Do you know what it’s like to hold magic in your hands?
Every once in a while, a book comes along that makes me want to find and hug every person that ever helped me learn to read. Without reading, I would never have discovered magic. These days, it’s really hard to find the threads of beauty in everyday life; it often feels obscured by the anxiety and uncertainty of adulthood. Then along comes a book; a couple hundred thousand words bound together in just the right order. For me as a reader they aren’t a recipe, they are more like a spell. An enchantment that transforms, transports; a warm blanket to dull the chill of reality.
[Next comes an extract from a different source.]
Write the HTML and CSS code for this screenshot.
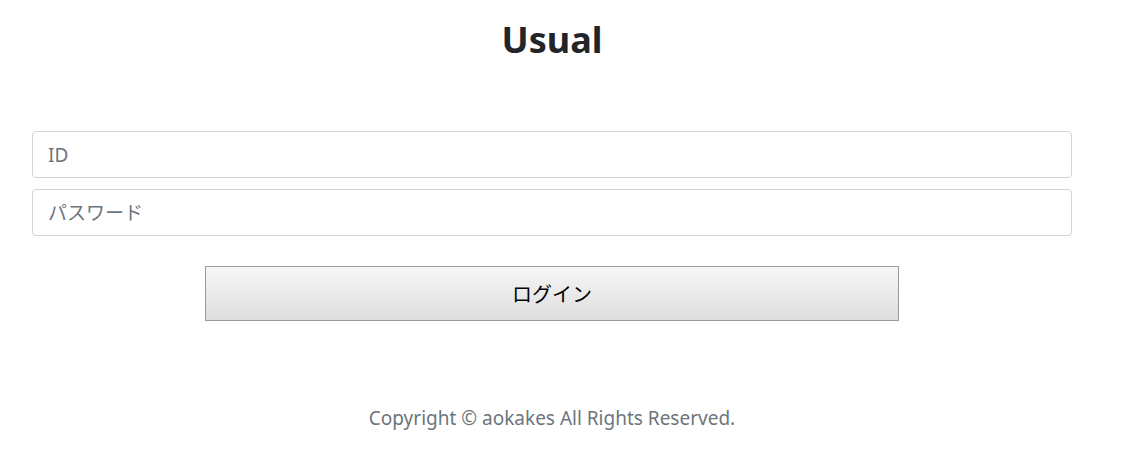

When I picked up A River Enchanted by Rebecca Ross, her first adult fantasy novel in a planned duology, I quickly realized it held elements that could make it a book I’d enjoy (always helpful, though not always found in every novel you review). This book benefits from a beautifully intriguing cover that urges the reader forward toward the answers inside. Once there, expect to be swallowed whole into a world that feels as though it lives on the fringes of our past, an echo of a place we might know, but this one is flush with magic. Most of our story takes place on an island called Cadence, a place split apart by two warring clans who are fractured by a generations-old story of hatred. We’re introduced in the opening pages to Jack, who is being called back to the isle of Cadence by his Laird after spending many years studying music at university on the far less magical, more practical mainland. Jack is quite conflicted about his return. He’s carrying with him quite a bit of turmoil and pain over the way he was shipped off to school in his youth. I immediately connected with his character and this journey he was taking back to a home that no longer feels like home. One of the benefits of starting this book from Jack’s perspective is that Ross was able to effectively build the world in a way that never felt like the dreaded-info dump that can plague fantasy novels. Every description and explanation was well placed and doled out perfectly to enhance the natural rhythms of the story.
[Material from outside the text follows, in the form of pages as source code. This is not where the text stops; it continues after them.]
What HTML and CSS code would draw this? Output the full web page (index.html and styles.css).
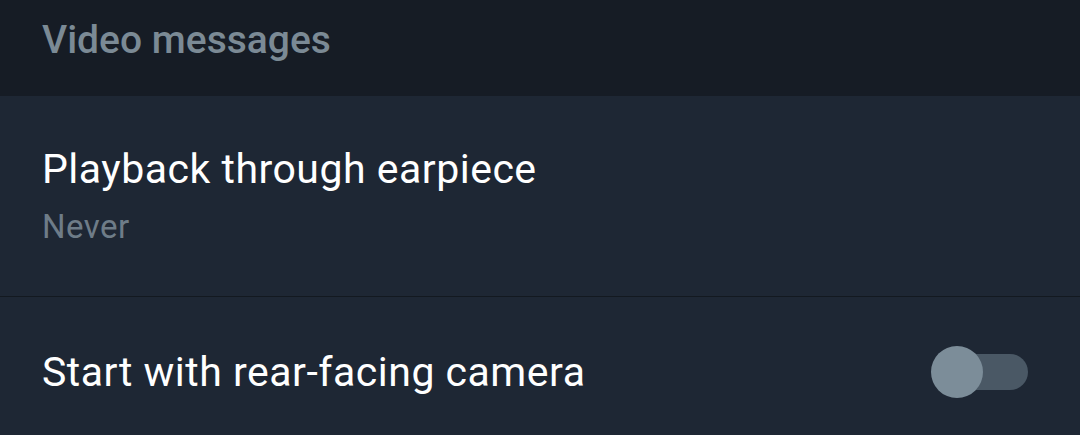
FILE: index.html
```html
<!DOCTYPE html>
<html>
<head>
<meta charset="utf-8">
<link rel="stylesheet" href="styles.css">
</head>
<body>
<div class="screen">
  <div class="section-header">Video messages</div>
  <div class="row row-two">
    <div class="title">Playback through earpiece</div>
    <div class="subtitle">Never</div>
  </div>
  <div class="divider"></div>
  <div class="row row-switch">
    <div class="title">Start with rear-facing camera</div>
    <div class="switch"><div class="track"></div><div class="knob"></div></div>
  </div>
</div>
</body>
</html>
```
FILE: styles.css
```css
html, body { margin: 0; padding: 0; }
body { background: #1e2734; font-family: Roboto, "Noto Sans", sans-serif; }
.screen { width: 1080px; height: 435px; overflow: hidden; display: flex; flex-direction: column; }
.section-header {
  height: 96px; background: #161c25; color: #7b8a95;
  font-weight: 500; font-size: 39px; line-height: 1;
  padding: 21px 0 0 42px; box-sizing: border-box;
}
.row { background: #1e2734; padding-left: 42px; box-sizing: border-box; }
.row-two { height: 200px; padding-top: 49px; }
.title { color: #ffffff; font-size: 41px; line-height: 48px; letter-spacing: 0.5px; }
.subtitle { color: #6e7c88; font-size: 33px; line-height: 38px; letter-spacing: 0.5px; margin-top: 15px; }
.divider { height: 1px; background: #131920; }
.row-switch { flex: 1; display: flex; align-items: center; justify-content: space-between; padding-right: 52px; padding-top: 11px; }
.switch { position: relative; width: 97px; height: 52px; }
.track { position: absolute; left: 9px; top: 8px; width: 88px; height: 36px; border-radius: 18px; background: #4a5865; }
.knob { position: absolute; left: 0; top: 0; width: 52px; height: 52px; border-radius: 50%; background: #7c8d99; }
```
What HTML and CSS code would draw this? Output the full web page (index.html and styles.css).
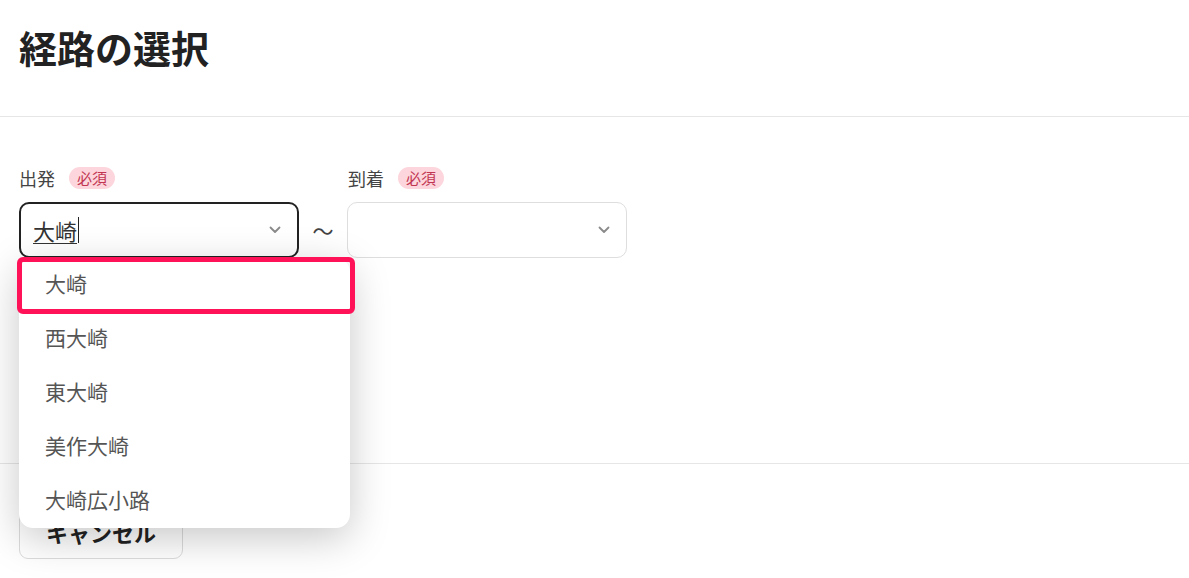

After Jack arrives back on Cadence, we’re introduced to a whole host of characters that make the isle come to life. At the heart of the story are Guard Captain Torin and his wife Sidra, Jack’s mother Mirin, and his childhood nemesis Adaira, who is the only child of the laird to Jack’s clan, The Tamerlaines. While each character followed has their own secrets and motivations, the overarching plot of this novel involves the young girls of the Tamerlaine clan going missing. Each character has a part to play in the mystery, self-proclaimed outcast Jack included.
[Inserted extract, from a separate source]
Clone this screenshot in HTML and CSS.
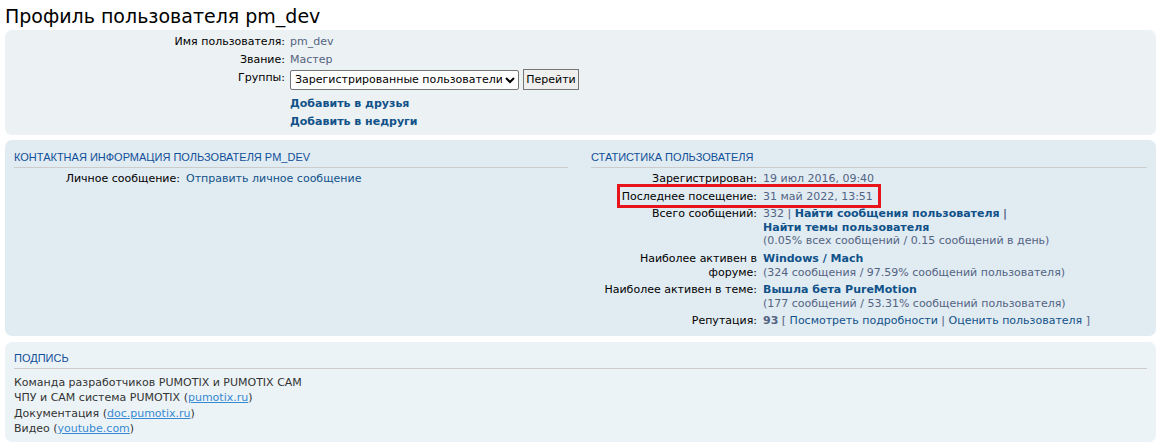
FILE: index.html
```html
<!DOCTYPE html>
<html lang="ru">
<head>
    <meta charset="UTF-8">
    <meta name="viewport" content="width=device-width, initial-scale=1.0">
    <title>Профиль пользователя pm_dev</title>
    <link rel="stylesheet" href="styles.css">
</head>
<body>
    <h2 class="title">Профиль пользователя pm_dev</h2>

    <div class="panel bg1">
        <dl class="details top">
            <dt>Имя пользователя:</dt>
            <dd class="muted">pm_dev</dd>
            <dt>Звание:</dt>
            <dd class="muted">Мастер</dd>
            <dt class="mid">Группы:</dt>
            <dd class="mid">
                <select class="groups">
                    <option>Зарегистрированные пользователи</option>
                </select>
                <button class="go">Перейти</button>
            </dd>
            <dt></dt>
            <dd class="links">
                <a href="#" class="strong">Добавить в друзья</a>
                <a href="#" class="strong">Добавить в недруги</a>
            </dd>
        </dl>
    </div>

    <div class="panel bg2">
        <div class="columns">
            <div class="column">
                <h3>Контактная информация пользователя pm_dev</h3>
                <dl class="details">
                    <dt>Личное сообщение:</dt>
                    <dd><a href="#">Отправить личное сообщение</a></dd>
                </dl>
            </div>
            <div class="column">
                <h3>Статистика пользователя</h3>
                <dl class="details stats">
                    <dt>Зарегистрирован:</dt>
                    <dd class="muted">19 июл 2016, 09:40</dd>
                    <dt class="marked">Последнее посещение:<span class="mark"></span></dt>
                    <dd class="muted">31 май 2022, 13:51</dd>
                    <dt>Всего сообщений:</dt>
                    <dd><span class="muted">332 |</span> <a href="#" class="strong">Найти сообщения пользователя</a> <span class="muted strong">|</span><br>
                        <a href="#" class="strong">Найти темы пользователя</a><br>
                        <span class="muted">(0.05% всех сообщений / 0.15 сообщений в день)</span></dd>
                    <dt>Наиболее активен в форуме:</dt>
                    <dd><a href="#" class="strong">Windows / Mach</a><br>
                        <span class="muted">(324 сообщения / 97.59% сообщений пользователя)</span></dd>
                    <dt>Наиболее активен в теме:</dt>
                    <dd><a href="#" class="strong">Вышла бета PureMotion</a><br>
                        <span class="muted">(177 сообщений / 53.31% сообщений пользователя)</span></dd>
                    <dt>Репутация:</dt>
                    <dd><span class="rep">93</span> <span class="muted">[</span> <a href="#">Посмотреть подробности</a> <span class="muted">|</span> <a href="#">Оценить пользователя</a> <span class="muted">]</span></dd>
                </dl>
            </div>
        </div>
    </div>

    <div class="panel bg3">
        <h3>Подпись</h3>
        <div class="signature">
            Команда разработчиков PUMOTIX и PUMOTIX CAM<br>
            ЧПУ и CAM система PUMOTIX (<a href="#" class="postlink">pumotix.ru</a>)<br>
            Документация (<a href="#" class="postlink">doc.pumotix.ru</a>)<br>
            Видео (<a href="#" class="postlink">youtube.com</a>)
        </div>
    </div>
</body>
</html>
```

FILE: styles.css
```css
*{
    padding: 0;
    margin: 0;
    box-sizing: border-box;
}
body{
    background-color: #ffffff;
    color: #333333;
    font-family: "DejaVu Sans", Verdana, sans-serif;
    font-size: 11px;
    padding: 0 5px;
}
a{
    color: #105289;
    text-decoration: none;
}
.title{
    font-family: "DejaVu Sans", sans-serif;
    font-weight: normal;
    font-size: 19px;
    color: #000000;
    line-height: 26px;
    margin-top: 3px;
    margin-bottom: 1px;
}
.panel{
    border-radius: 7px;
    padding: 9px 9px 8px 9px;
    margin-bottom: 5px;
}
.bg1{
    background-color: #ecf1f3;
    padding: 3px 10px 4px 10px;
}
.bg2{
    background-color: #e1ebf2;
    margin-bottom: 6px;
}
.bg3{
    background-color: #ecf3f7;
    padding-top: 8px;
    padding-bottom: 6px;
}
h3{
    font-family: "Liberation Sans", Arial, sans-serif;
    font-weight: normal;
    font-size: 11px;
    text-transform: uppercase;
    color: #115098;
    line-height: 16px;
    padding-bottom: 2px;
    border-bottom: 1px solid #cccccc;
}
.details{
    display: grid;
    grid-template-columns: 166px 1fr;
    column-gap: 6px;
    row-gap: 4.2px;
    line-height: 13.5px;
    margin-top: 4px;
}
.details dt{
    text-align: right;
    color: #000000;
}
.details.top{
    grid-template-columns: 270px 1fr;
    column-gap: 5px;
    row-gap: 0;
    line-height: 18px;
    margin-top: 0;
}
.details .mid{
    line-height: 22px;
    display: flex;
    align-items: center;
}
.details dt.mid{
    justify-content: flex-end;
    align-items: flex-start;
    line-height: 18px;
}
.links{
    display: flex;
    flex-direction: column;
    margin-top: 5px;
}
.muted{
    color: #536482;
}
.strong{
    font-weight: bold;
}
.rep{
    color: #536482;
    font-weight: bold;
}
.groups{
    font-family: "DejaVu Sans", Verdana, sans-serif;
    font-size: 11px;
    width: 229px;
    height: 20px;
    border: 1px solid #767676;
    border-radius: 2px;
    background-color: #ffffff;
    color: #000000;
}
.go{
    font-family: "DejaVu Sans", Verdana, sans-serif;
    font-size: 11px;
    height: 21px;
    width: 56px;
    margin-left: 4px;
    border: 1px solid #767676;
    background-color: #efefef;
    color: #000000;
}
.columns{
    display: grid;
    grid-template-columns: 554px 1fr;
    column-gap: 23px;
}
.marked{
    position: relative;
}
.mark{
    position: absolute;
    left: 26px;
    top: -6px;
    width: 264px;
    height: 24px;
    border: 3px solid #e8141b;
}
.signature{
    margin-top: 6px;
    line-height: 15.3px;
    color: #333333;
}
.postlink{
    color: #368ad2;
    text-decoration: underline;
}
```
The strength of this story lies in the construction of Ross’s prose. She has written into existence some of the most beautiful passages I’ve ever had the pleasure of reading in a fantasy novel. Her descriptions of Cadence and its inhabitants take on a lyrical quality that beckons you to marvel at their divine lilt. The story unfolds at a leisurely pace, neither too fast nor too slow, just right to gather the clues we need to meet the staggering final act where all is revealed. Along the way, readers will become immersed in a living breathing community, where friendship and romance blossoms, where the spirits of the world live in tandem with the clans, and where folktales and ballads carry more truth than fiction. But secrets threaten the safety of all as Ross crafts a shocking finale that pulls double duty, successfully wrapping up the storyline of this book while laying the groundwork for the final novel in the duology (currently slated for a December 2022 release).
It’s not every day that one of these special works finds its way into your hands. But when it does, you feel a bone-deep gratitude for living in a world that has words. It compels you to stand outside and breathe deep with the awareness of humanity and the threads that bind us all together on this great ball floating in space. These types of books aren’t the same for every person, we all have different preferences and interests. But when we find the ones that are right for us, they sing to our soul. They are the closest we’ll come to magic. A River Enchanted plucked just the right notes for me, holding me bound in a bewitched thrall until the final page.
A River Enchanted by Rebecca Ross is available today wherever fine books are sold.